Due to the close genetic relatedness of the three new orbivirus species to the aforementioned mosquito-borne viruses, it is possible that the new viruses are also mosquito-borne viruses. Orbiviruses exemplified by YUOV usually can be isolated in mosquito (or other arthropod cells) but not in mammalian cells [32
]. The six novel orbiviruses of this work were also not isolatable in Vero E6 or BHK-1 cells. These findings highlight the need to test other mammalian cell lines, especially bovine, equine and cervid cell lines and primary cells, for their utility as indicator cell lines for diagnostic work, and for basic research purposes. If these novel orbiviruses are found to contribute to disease, diagnostic labs need to incorporate them in their assessment of samples from moribund dear. Future development of diagnostic assays is needed to determine the prevalence of these orbiviruses in archived samples involving dear epizootics.
The prevention and control of arthropod-vectored orbiviruses is dependent upon knowledge of virus–vector–host interactions, pathogenesis, diagnostics, epidemiology, and control strategies. A better understanding of the basic virology of our new orbivirus is needed to: (1) help model current and future disease outbreaks, (2) develop vaccines, (3) develop reliable diagnostic tests, (4) develop effective vector control strategies, and (5) develop criteria and methods for domestic (enzootic) versus exotic (non-enzootic or incursive) serogrouping and topotyping. For our new viruses, transmission mechanisms in and between vertebrate hosts and arthropod vectors should be evaluated to determine their potential to emerge and threaten animal health, livestock trade, and even human health.
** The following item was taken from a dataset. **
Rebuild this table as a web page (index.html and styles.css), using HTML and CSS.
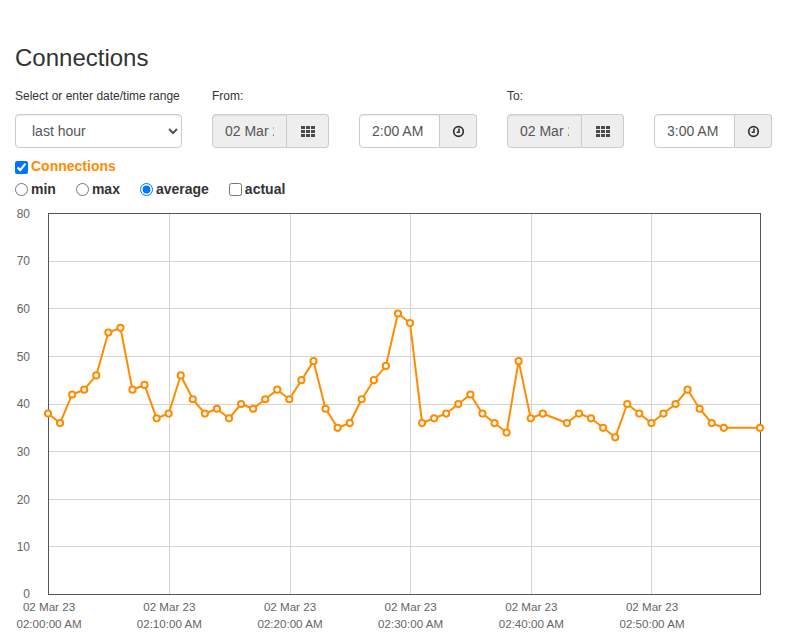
FILE: index.html
```html
<!DOCTYPE html>
<html>
<head>
<meta charset="utf-8">
<title>Connections</title>
<link rel="stylesheet" href="styles.css">
</head>
<body>
<div class="page">
  <h3 class="title">Connections</h3>
  <div class="range-row">
    <div class="field f-range">
      <div class="lbl">Select or enter date/time range</div>
      <select class="ctl select"><option>last hour</option></select>
    </div>
    <div class="field f-date">
      <div class="lbl">From:</div>
      <div class="igroup">
        <input class="ctl ig-input ro" value="02 Mar 2023" readonly>
        <span class="addon addon-date"><svg class="ico-grid" width="14" height="11" viewBox="0 0 14 11"><rect x="0" y="0" width="4" height="3"/><rect x="5" y="0" width="4" height="3"/><rect x="10" y="0" width="4" height="3"/><rect x="0" y="4" width="4" height="3"/><rect x="5" y="4" width="4" height="3"/><rect x="10" y="4" width="4" height="3"/><rect x="0" y="8" width="4" height="3"/><rect x="5" y="8" width="4" height="3"/><rect x="10" y="8" width="4" height="3"/></svg></span>
      </div>
    </div>
    <div class="field f-time">
      <div class="lbl">&nbsp;</div>
      <div class="igroup">
        <input class="ctl ig-input" value="2:00 AM">
        <span class="addon addon-time"><svg class="ico-clock" width="13" height="13" viewBox="0 0 13 13"><circle cx="6.5" cy="6.5" r="4.8"/><path d="M7 3.4V7.2H4.6"/></svg></span>
      </div>
    </div>
    <div class="field f-date">
      <div class="lbl">To:</div>
      <div class="igroup">
        <input class="ctl ig-input ro" value="02 Mar 2023" readonly>
        <span class="addon addon-date"><svg class="ico-grid" width="14" height="11" viewBox="0 0 14 11"><rect x="0" y="0" width="4" height="3"/><rect x="5" y="0" width="4" height="3"/><rect x="10" y="0" width="4" height="3"/><rect x="0" y="4" width="4" height="3"/><rect x="5" y="4" width="4" height="3"/><rect x="10" y="4" width="4" height="3"/><rect x="0" y="8" width="4" height="3"/><rect x="5" y="8" width="4" height="3"/><rect x="10" y="8" width="4" height="3"/></svg></span>
      </div>
    </div>
    <div class="field f-time">
      <div class="lbl">&nbsp;</div>
      <div class="igroup">
        <input class="ctl ig-input" value="3:00 AM">
        <span class="addon addon-time"><svg class="ico-clock" width="13" height="13" viewBox="0 0 13 13"><circle cx="6.5" cy="6.5" r="4.8"/><path d="M7 3.4V7.2H4.6"/></svg></span>
      </div>
    </div>
  </div>
  <div class="series">
    <label class="chk"><input type="checkbox" checked><span class="series-name">Connections</span></label>
  </div>
  <div class="modes">
    <label class="opt"><input type="radio" name="mode">min</label>
    <label class="opt"><input type="radio" name="mode">max</label>
    <label class="opt"><input type="radio" name="mode" checked>average</label>
    <label class="opt"><input type="checkbox">actual</label>
  </div>
</div>
<svg class="chart" width="787" height="434" viewBox="0 200 787 434">
  <defs>
    <marker id="dot" markerUnits="userSpaceOnUse" markerWidth="10" markerHeight="10" refX="5" refY="5" viewBox="0 0 10 10">
      <circle class="dot" cx="5" cy="5" r="3.1"/>
    </marker>
  </defs>
  <g class="grid">
    <line x1="48" y1="261.5" x2="760" y2="261.5"/>
    <line x1="48" y1="308.5" x2="760" y2="308.5"/>
    <line x1="48" y1="356.5" x2="760" y2="356.5"/>
    <line x1="48" y1="404.5" x2="760" y2="404.5"/>
    <line x1="48" y1="451.5" x2="760" y2="451.5"/>
    <line x1="48" y1="499.5" x2="760" y2="499.5"/>
    <line x1="48" y1="546.5" x2="760" y2="546.5"/>
    <line x1="169.5" y1="213" x2="169.5" y2="594"/>
    <line x1="290.5" y1="213" x2="290.5" y2="594"/>
    <line x1="410.5" y1="213" x2="410.5" y2="594"/>
    <line x1="531.5" y1="213" x2="531.5" y2="594"/>
    <line x1="651.5" y1="213" x2="651.5" y2="594"/>
  </g>
  <rect class="frame" x="48.5" y="213.5" width="712" height="381"/>
  <g class="ylab">
    <text x="30" y="217.5">80</text>
    <text x="30" y="265.3">70</text>
    <text x="30" y="312.8">60</text>
    <text x="30" y="360.5">50</text>
    <text x="30" y="408.2">40</text>
    <text x="30" y="455.8">30</text>
    <text x="30" y="503.5">20</text>
    <text x="30" y="551">10</text>
    <text x="30" y="598.3">0</text>
  </g>
  <g class="xlab">
    <text x="49" y="611">02 Mar 23</text><text x="49" y="627.5">02:00:00 AM</text>
    <text x="169.3" y="611">02 Mar 23</text><text x="169.3" y="627.5">02:10:00 AM</text>
    <text x="290" y="611">02 Mar 23</text><text x="290" y="627.5">02:20:00 AM</text>
    <text x="410.6" y="611">02 Mar 23</text><text x="410.6" y="627.5">02:30:00 AM</text>
    <text x="531.3" y="611">02 Mar 23</text><text x="531.3" y="627.5">02:40:00 AM</text>
    <text x="652" y="611">02 Mar 23</text><text x="652" y="627.5">02:50:00 AM</text>
  </g>
  <polyline class="series-line" marker-start="url(#dot)" marker-mid="url(#dot)" marker-end="url(#dot)" points="48,413.53 60.07,423.05 72.14,394.48 84.2,389.71 96.27,375.43 108.34,332.56 120.41,327.8 132.47,389.71 144.54,384.95 156.61,418.29 168.68,413.53 180.75,375.43 192.81,399.24 204.88,413.53 216.95,408.76 229.02,418.29 241.08,404 253.15,408.76 265.22,399.24 277.29,389.71 289.36,399.24 301.42,380.19 313.49,361.14 325.56,408.76 337.63,427.81 349.69,423.05 361.76,399.24 373.83,380.19 385.9,365.9 397.97,313.51 410.03,323.04 422.1,423.05 434.17,418.29 446.24,413.53 458.31,404 470.37,394.48 482.44,413.53 494.51,423.05 506.58,432.58 518.64,361.14 530.71,418.29 542.78,413.53 566.92,423.05 578.98,413.53 591.05,418.29 603.12,427.81 615.19,437.34 627.25,404 639.32,413.53 651.39,423.05 663.46,413.53 675.53,404 687.59,389.71 699.66,408.76 711.73,423.05 723.8,427.81 760,427.81"/>
</svg>
</body>
</html>
```

FILE: styles.css
```css
html, body {
  margin: 0;
  padding: 0;
  background: #fff;
}
body {
  font-family: "Liberation Sans", Arial, Helvetica, sans-serif;
  font-size: 14px;
  color: #333;
  width: 787px;
  overflow: hidden;
}
.page {
  padding: 44px 15px 0;
}
.title {
  margin: 0 0 16px;
  font-size: 24px;
  line-height: 28px;
  font-weight: 400;
  color: #333;
}
.range-row {
  display: flex;
  gap: 30px;
}
.field {
  display: flex;
  flex-direction: column;
}
.f-range { width: 167px; }
.f-date { width: 117px; }
.f-time { width: 118px; }
.lbl {
  font-size: 12px;
  line-height: 17px;
  margin-bottom: 9px;
  color: #333;
}
.ctl {
  box-sizing: border-box;
  height: 34px;
  font-family: "Liberation Sans", Arial, Helvetica, sans-serif;
  font-size: 14px;
  color: #555;
  border: 1px solid #ccc;
  border-radius: 4px;
  background: #fff;
  box-shadow: inset 0 1px 1px rgba(0,0,0,.075);
  margin: 0;
}
.select {
  width: 167px;
  padding: 6px 8px 6px 12px;
}
.igroup {
  display: flex;
  height: 34px;
}
.ig-input {
  flex: 1;
  min-width: 0;
  width: 10px;
  padding: 6px 12px;
  border-top-right-radius: 0;
  border-bottom-right-radius: 0;
  outline: none;
}
.ro {
  background: #eee;
}
.addon {
  box-sizing: border-box;
  display: flex;
  align-items: center;
  justify-content: center;
  height: 34px;
  background: #eee;
  border: 1px solid #ccc;
  border-left: 0;
  border-radius: 0 4px 4px 0;
  color: #555;
}
.addon-date { width: 42px; }
.addon-time { width: 37px; }
.ico-grid rect { fill: #4a4a4a; }
.ico-clock circle {
  fill: none;
  stroke: #333;
  stroke-width: 1.7;
}
.ico-clock path {
  fill: none;
  stroke: #333;
  stroke-width: 1.6;
}
.series {
  margin-top: 8px;
  height: 20px;
  display: flex;
  align-items: center;
}
.chk {
  display: flex;
  align-items: center;
  font-weight: 700;
  line-height: 20px;
}
.chk input {
  margin: 2px 3px 0 0;
  width: 13px;
  height: 13px;
}
.series-name {
  color: #ff8c00;
}
.modes {
  margin-top: 3px;
  height: 20px;
  display: flex;
  gap: 20px;
}
.opt {
  display: flex;
  align-items: center;
  font-weight: 700;
  line-height: 20px;
  color: #333;
}
.opt input {
  margin: 0 3px 0 0;
  width: 13px;
  height: 13px;
}
.chart {
  display: block;
  margin-top: 1px;
}
.grid line {
  stroke: #d4d4d4;
  stroke-width: 1;
}
.frame {
  fill: none;
  stroke: #555;
  stroke-width: 1;
}
.ylab text {
  font-family: "Liberation Sans", Arial, sans-serif;
  font-size: 12px;
  fill: #666;
  text-anchor: end;
}
.xlab text {
  font-family: "Liberation Sans", Arial, sans-serif;
  font-size: 11.6px;
  fill: #666;
  text-anchor: middle;
}
.series-line {
  fill: none;
  stroke: #ff8c00;
  stroke-width: 2;
  stroke-linejoin: round;
}
.dot {
  fill: #fff;
  stroke: #ff8c00;
  stroke-width: 2;
}
```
It is interesting that four of the six deer of this report had mixed virus infections. In each case, one of the novel orbiviruses was found together with EHDV-2. Each EHDV-2 strain was genetically distinct (the nucleotide sequences of their gene segments were not identical), indicating that the presence of EHDV-2 was not due to some sort of laboratory contaminant. Furthermore, we and others found MBV also in association with EHDV-2 [9
]. An association of EHDV-2 with another orbivirus in infected tissue suggests some yet unknown interaction that may exacerbate pathology and warrants further investigation. According to our phylogenetic analyses, the novel orbiviruses group with mosquito-borne viruses whereas EHDV-2 is transmitted by Culicoides
species. This raises the question whether our understanding of the vector biology of EHDV-2 is inaccurate (i.e., that the virus can also be vectored by mosquitoes), and vice-versa, whether the novel orbiviruses of this work are vectored not by mosquitoes but by Culicoides
species. Additional research is needed to address these questions.